- **Exercise**
Reproduce exactly the lines below, from the first one through the line containing "const ROW_STEP = 8.7;", and omit any pictures.

┄┄┄┄┄┄┄┄┄┄

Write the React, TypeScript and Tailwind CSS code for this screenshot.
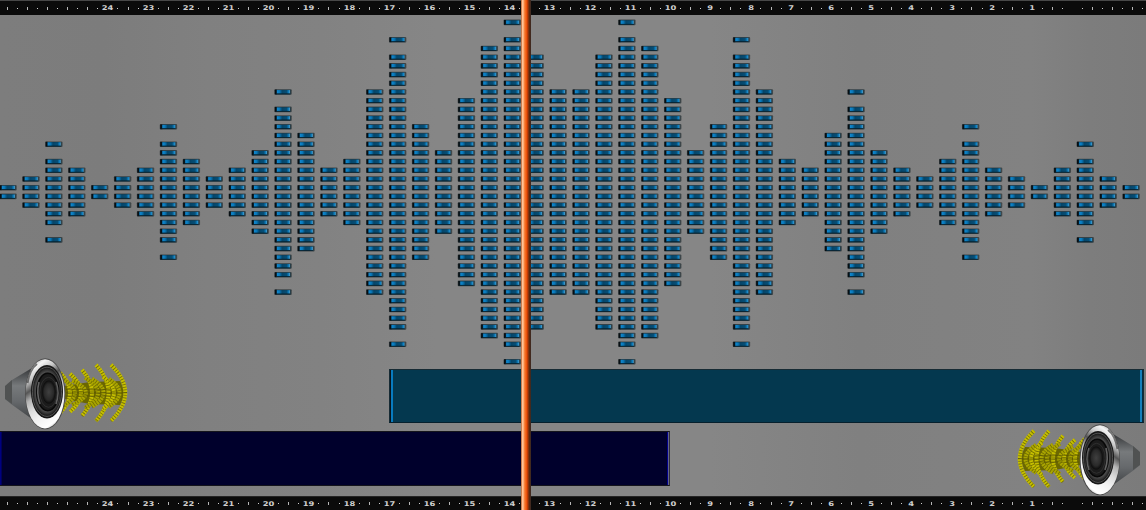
const COUNTS = [
  1, 2, 4, 3, 1, 2, 3, 6, 4, 2, 3, 5, 10, 7, 3, 4, 12, 16, 8, 5, 11, 17, 18, 16, 12,
];
const LEVELS = [...COUNTS, ...[...COUNTS].reverse()];
const PEAKS = new Set([2, 7, 12, 17, 22, 27, 32, 37, 42, 47]);
const COLUMN_STEP = 22.92;
const ROW_STEP = 8.7;

function Cell({ x, y }: { x: number; y: number }) {
  return (
    <g transform={`translate(${x} ${y})`}>
      <rect x="-8.8" y="-2.8" width="17.4" height="5.6" rx="1" fill="#404749" />
      <rect x="-8.3" y="-2.4" width="2" height="4.8" fill="#070e12" />
      <rect x="-6.7" y="-2.1" width="14" height="4.4" fill="#07344c" />
      <rect x="-6.2" y="-1.9" width="13" height="3.6" fill="url(#cell)" />
      <rect x="-7" y="1.5" width="14" height="0.7" fill="#081e29" />
    </g>
  );
}

function Waveform() {
  return (
    <svg className="block h-[354px] w-full shrink-0 overflow-visible" viewBox="0 15 1146 354">
      <defs>
        <linearGradient id="cell">
          <stop offset="0" stopColor="#1289d0" />
          <stop offset="0.2" stopColor="#0878ba" />
          <stop offset="0.4" stopColor="#064568" />
          <stop offset="0.75" stopColor="#064e76" />
          <stop offset="0.92" stopColor="#1085c8" />
          <stop offset="1" stopColor="#6aa6c4" />
        </linearGradient>
      </defs>
      {LEVELS.map((count, column) => {
        const rows = Array.from({ length: count }, (_, row) => row);
        if (PEAKS.has(column)) rows.push(count + 1);
        const x = 8.1 + column * COLUMN_STEP;
        return (
          <g key={column}>
            {rows.map((row) => (
              <g key={row}>
                <Cell x={x} y={187.7 - row * ROW_STEP} />
                <Cell x={x} y={196.4 + row * ROW_STEP} />
              </g>
            ))}
          </g>
        );
      })}
    </svg>
  );
}

function Ruler({ bottom = false }: { bottom?: boolean }) {
  const marks = Array.from({ length: 115 }, (_, i) => i - 1);
  return (
    <div
      className={
        bottom
          ? "flex h-[14px] shrink-0 items-center overflow-hidden border-t border-[#252525] bg-[#0b0b0b]"
          : "flex h-[15px] shrink-0 items-center overflow-hidden border-t border-[#484848] bg-[#0b0b0b]"
      }
    >
      <div className="-ml-[7.6px] flex h-full shrink-0 items-center">
        {marks.map((i) => {
          const major = (i + 2) % 4 === 0;
          const value = 24 - (i - 10) / 4;
          return (
            <span key={i} className="flex w-[10.06px] shrink-0 justify-center">
              {major && value >= 1 && value <= 24 ? (
                <span className="scale-x-[1.28] font-['DejaVu_Sans',sans-serif] text-[6.5px] leading-[8px] font-bold text-[#d0d0d0]">
                  {value}
                </span>
              ) : major && value === 0 ? null : (
                <span
                  className={i % 2 === 0 ? "h-[3px] w-px bg-[#b8b8b8]" : "h-px w-px bg-[#d0d0d0]"}
                />
              )}
            </span>
          );
        })}
      </div>
    </div>
  );
}

const WAVES = [
  { x: 60, y: 20, edge: 70 },
  { x: 62, y: 14, edge: 75 },
  { x: 70, y: 19, edge: 81 },
  { x: 72, y: 12, edge: 86 },
  { x: 82, y: 23, edge: 92 },
  { x: 85, y: 15, edge: 98 },
  { x: 96, y: 28, edge: 108.5 },
  { x: 92, y: 14, edge: 103.5 },
  { x: 103, y: 16, edge: 114 },
  { x: 109, y: 14, edge: 119.5 },
  { x: 111, y: 28, edge: 125.3 },
];

function Speaker({ flipped = false }: { flipped?: boolean }) {
  const id = flipped ? "right" : "left";
  return (
    <svg
      className={
        flipped
          ? "h-[54px] w-[131px] shrink-0 -scale-x-100 overflow-visible"
          : "h-[54px] w-[131px] shrink-0 overflow-visible"
      }
      viewBox="0 369 131 54"
    >
      <defs>
        <linearGradient id={`back-${id}`} x2="0" y2="1">
          <stop offset="0" stopColor="#343638" />
          <stop offset="0.35" stopColor="#777a7c" />
          <stop offset="0.65" stopColor="#66696c" />
          <stop offset="1" stopColor="#414446" />
        </linearGradient>
        <linearGradient id={`rim-${id}`} x1="0.3" y1="0" x2="0.7" y2="1">
          <stop offset="0" stopColor="#b5b5b5" />
          <stop offset="0.08" stopColor="#f4f4f4" />
          <stop offset="0.2" stopColor="#c6c6c6" />
          <stop offset="0.33" stopColor="#555555" />
          <stop offset="0.45" stopColor="#b5b5b5" />
          <stop offset="0.6" stopColor="#dddddd" />
          <stop offset="0.75" stopColor="#f2f2f2" />
          <stop offset="0.93" stopColor="#ffffff" />
          <stop offset="1" stopColor="#c5c5c5" />
        </linearGradient>
        <radialGradient id={`cone-${id}`}>
          <stop offset="0.4" stopColor="#171717" />
          <stop offset="0.66" stopColor="#1c1c1c" />
          <stop offset="0.8" stopColor="#4c4c4c" />
          <stop offset="0.9" stopColor="#303030" />
          <stop offset="1" stopColor="#101010" />
        </radialGradient>
        <radialGradient id={`cap-${id}`}>
          <stop offset="0" stopColor="#404040" />
          <stop offset="0.7" stopColor="#292929" />
          <stop offset="1" stopColor="#0b0b0b" />
        </radialGradient>
      </defs>
      <path d="M64 386L90 382 120 381Q127 392.8 120 405L90 404 64 399Z" fill="#6b6700" />
      <g fill="none">
        {WAVES.map(({ x, y, edge }, i) => {
          const d = `M${x} ${392.8 - y} Q${2 * edge - x} 392.8 ${x} ${392.8 + y}`;
          return (
            <g key={i}>
              <path d={d} stroke="#716d00" strokeWidth="3.4" />
              <path
                d={d}
                stroke={i % 2 ? "#aaa500" : "#c5be00"}
                strokeWidth="4"
                strokeDasharray="1.9 0.8"
              />
            </g>
          );
        })}
      </g>
      <path d="M66 392.8H127M66 389.5H110M66 396H110" stroke="#4f4b00" strokeWidth="0.8" opacity="0.65" />
      <path d="M5 386L12 380 32 368V419L11 404 5 399Z" fill={`url(#back-${id})`} />
      <path d="M5 386L12 380V404L5 399Z" fill="#505252" />
      <ellipse cx="45.2" cy="393.8" rx="20.2" ry="35.5" fill="#4b4b4b" />
      <ellipse cx="45" cy="393.8" rx="19.4" ry="34.6" fill={`url(#rim-${id})`} />
      <path d="M27.5 383Q30 369 37 364" fill="none" stroke="#333333" strokeWidth="2" opacity="0.65" />
      <ellipse cx="47" cy="391.8" rx="16" ry="26.8" fill="#161616" />
      <ellipse cx="47" cy="391.8" rx="14.6" ry="24.6" fill={`url(#cone-${id})`} stroke="#626262" strokeWidth="0.8" />
      <ellipse cx="47.8" cy="392" rx="11" ry="18.7" fill="#1b1b1b" stroke="#080808" strokeWidth="1.5" />
      <path d="M39 382Q36 393 40 404M56 382Q60 393 56 404" fill="none" stroke="#8e8e8e" strokeWidth="1.6" opacity="0.65" />
      <ellipse cx="48.5" cy="392.3" rx="8.7" ry="15" fill="none" stroke="#383838" strokeWidth="0.7" />
      <ellipse cx="48.8" cy="392" rx="6.7" ry="11.5" fill={`url(#cap-${id})`} />
    </svg>
  );
}

export default function App() {
  return (
    <main className="relative flex h-[510px] w-[1146px] flex-col overflow-hidden bg-[linear-gradient(90deg,#7d7d7d_0%,#7c7c7c_9%,#808080_18%,#828282_28%,#868686_38%,#868686_62%,#808080_75%,#828282_90%,#7d7d7d_95%,#7b7b7b_100%)]">
      <Ruler />
      <Waveform />
      <div className="flex h-[54px] shrink-0 pr-[2px]">
        <Speaker />
        <div className="ml-[258px] flex flex-1 border border-[#172b34] border-b-[#06202d] bg-[#04384f]">
          <div className="w-px bg-[#07141c]" />
          <div className="w-[2px] bg-[#087bbf]" />
          <div className="flex-1" />
          <div className="w-[2px] bg-[#147fbb]" />
          <div className="w-px bg-[#062b40]" />
        </div>
      </div>
      <div className="mt-[8px] flex h-[55px] shrink-0 justify-between">
        <div className="flex w-[670px] border-y border-r border-y-[#15151c] border-r-[#30303c] bg-[#00002c]">
          <div className="w-px bg-[#000080]" />
          <div className="w-px bg-[#00005b]" />
          <div className="flex-1" />
          <div className="w-px bg-[#00008a]" />
          <div className="w-px bg-[#656589]" />
        </div>
        <div className="mt-[4px] mr-px">
          <Speaker flipped />
        </div>
      </div>
      <div className="h-[10px] shrink-0" />
      <Ruler bottom />
      <div className="absolute top-0 left-[521px] h-full w-[9.5px] bg-[linear-gradient(90deg,#a95524_0%,#ffc59b_14%,#ffad76_26%,#f4762c_38%,#f65c11_52%,#c23b05_65%,#713010_78%,#3c2014_92%,#4b3a32_100%)]" />
    </main>
  );
}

┄┄┄┄┄┄┄┄┄┄

- **Final result**
Write the React, TypeScript and Tailwind CSS code for this screenshot.
const COUNTS = [
  1, 2, 4, 3, 1, 2, 3, 6, 4, 2, 3, 5, 10, 7, 3, 4, 12, 16, 8, 5, 11, 17, 18, 16, 12,
];
const LEVELS = [...COUNTS, ...[...COUNTS].reverse()];
const PEAKS = new Set([2, 7, 12, 17, 22, 27, 32, 37, 42, 47]);
const COLUMN_STEP = 22.92;
const ROW_STEP = 8.7;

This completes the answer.